Fraud attempts will likely increase 14% during the 2018 peak holiday season between Thanksgiving Day and Cyber Monday, according to new benchmark data from ACI Worldwide.
The banking solutions provider revealed its projected increase in fraud attempts based on hundreds of millions of merchant transactions, including from some the world’s leading global retail brands.
Fraud attempts are likely to peak on Thanksgiving Day as transaction volume surges 23% compared to the same day last year, according to the projections. The volume of transactions on Thanksgiving Day is expected to surge 23% compared to Thanksgiving 2017, while fraud attempts are expected to hit a high 1.80% of transactions.
Transaction volume on Black Friday will likely rise 19% in 2018 compared to 2017, with fraud attempts affecting 1.30%, according to the company.

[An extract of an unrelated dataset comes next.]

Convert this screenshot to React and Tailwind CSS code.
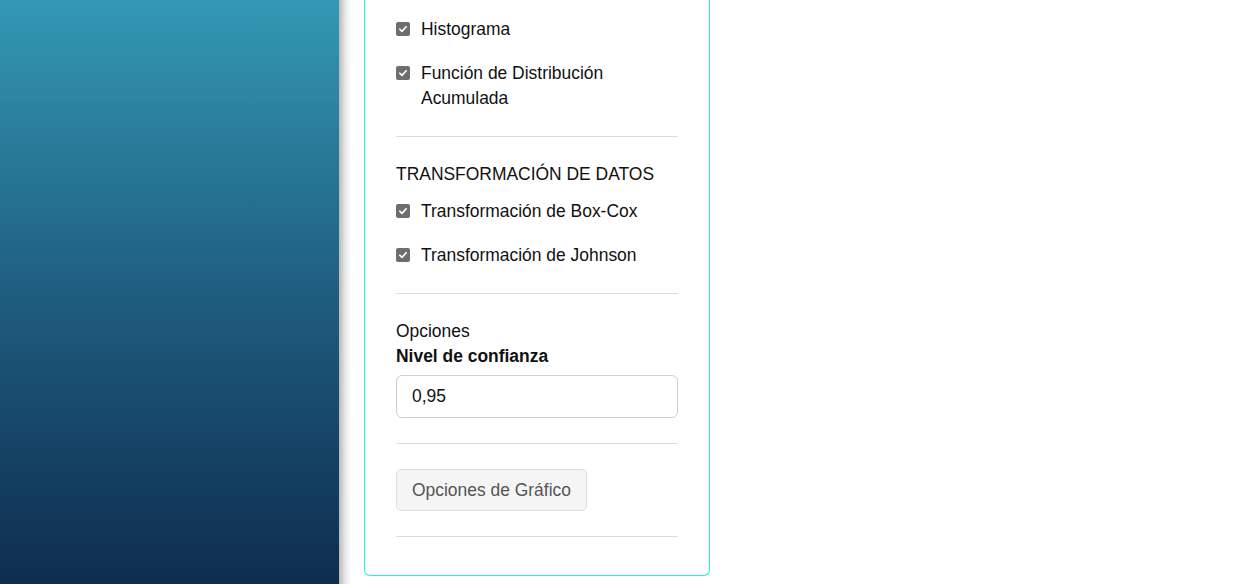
import React from 'react';

const CheckItem = ({ label, className = '' }) => (
  <label className={`flex items-start gap-[11px] ${className}`}>
    <span className="mt-[5px] flex h-[14px] w-[14px] shrink-0 items-center justify-center rounded-[2px] bg-[#6e6e6e]">
      <svg viewBox="0 0 12 12" className="h-[10px] w-[10px]" fill="none">
        <path d="M2.2 6.3 4.8 8.8 9.8 3.3" stroke="#fff" strokeWidth="2" strokeLinecap="round" strokeLinejoin="round" />
      </svg>
    </span>
    <span>{label}</span>
  </label>
);

const Divider = () => <hr className="my-[25px] border-0 border-t border-[#dcdcdc]" />;

const App = () => {
  return (
    <div
      className="flex h-[584px] w-[1250px] items-start overflow-hidden bg-white text-[17.45px] leading-[25px] text-[#111]"
      style={{ fontFamily: '"Liberation Sans", Arial, sans-serif' }}
    >
      {/* sidebar */}
      <aside className="h-full w-[339px] shrink-0 bg-gradient-to-b from-[#3399b4] via-[#1f5e80] to-[#0e2d4e]" />
      <div className="h-full w-[12px] shrink-0 bg-gradient-to-r from-[#b8b8b8] via-[#e6e6e6] to-white" />

      {/* options panel */}
      <main className="pl-[13px]">
        <div className="w-[346px] rounded-b-[6px] border border-t-0 border-[#1ff5da] px-[31px] pb-[13px] pt-[17px]">
          <CheckItem label="Histograma" />
          <CheckItem label="Función de Distribución Acumulada" className="mt-[19px]" />

          <Divider />

          <div>TRANSFORMACIÓN DE DATOS</div>
          <CheckItem label="Transformación de Box-Cox" className="mt-[12px]" />
          <CheckItem label="Transformación de Johnson" className="mt-[19px]" />

          <Divider />

          <div>Opciones</div>
          <div className="font-bold">Nivel de confianza</div>
          <input
            type="text"
            defaultValue="0,95"
            className="mt-[6px] block h-[43px] w-full rounded-[6px] border border-[#cfcfcf] px-[15px] text-[17.45px] text-[#111] outline-none"
          />

          <Divider />

          <button className="h-[42px] rounded-[5px] border border-[#dedede] bg-[#f5f5f5] px-[15px] text-[17.45px] text-[#555]">
            Opciones de Gráfico
          </button>

          <Divider />
        </div>
      </main>
    </div>
  );
};

export default App;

“Buy online, pick up in-store” and call centers will be areas of focus for fraudsters as cross channel fraud also continues to grow, the data showed. And the attempted fraud average ticket price, or a merchant’s average size of individual sales by credit card, is expected to increase 3% from $236 to $243, ACI said.
“As more consumers purchase big ticket items like smartphones, TVs and other electronics, we expect the attempted fraud average ticket price to be higher this year than in previous years,” according to Erika Dietrich, global director, Payments Risk, ACI Worldwide.
“Fraudsters will keep an eye on items that have limited inventory as it gives them an additional opportunity to steal and sell those items on the black market for a higher price so consumers and merchants alike must be vigilant in such cases,” Dietrich added.
How to combat fraud this holiday shopping season
In addition to publishing the benchmark study ahead of Thanksgiving, ACI is serving tips and tricks on how to stay out of harm’s way, and that includes for businesses too.
Regular customers are advised to always shop at reputable websites, avoid public WI-Fi networks, use biometric authentication wherever possible, avoid using the same credentials with multiple merchants, and even refrain from using public wireless charging stations to avoid “juice jacking,” where fake kiosks are rigged to steal personal data from devices.
ACI tell businesses, meanwhile, to identify where fraud has previously been an issue, monitor for threats with solutions designed to detect abnormal behavior, communicate fraud-countering strategies well across teams, profile customers, and employ rapid access to fraud intelligence to inform tactics in real time.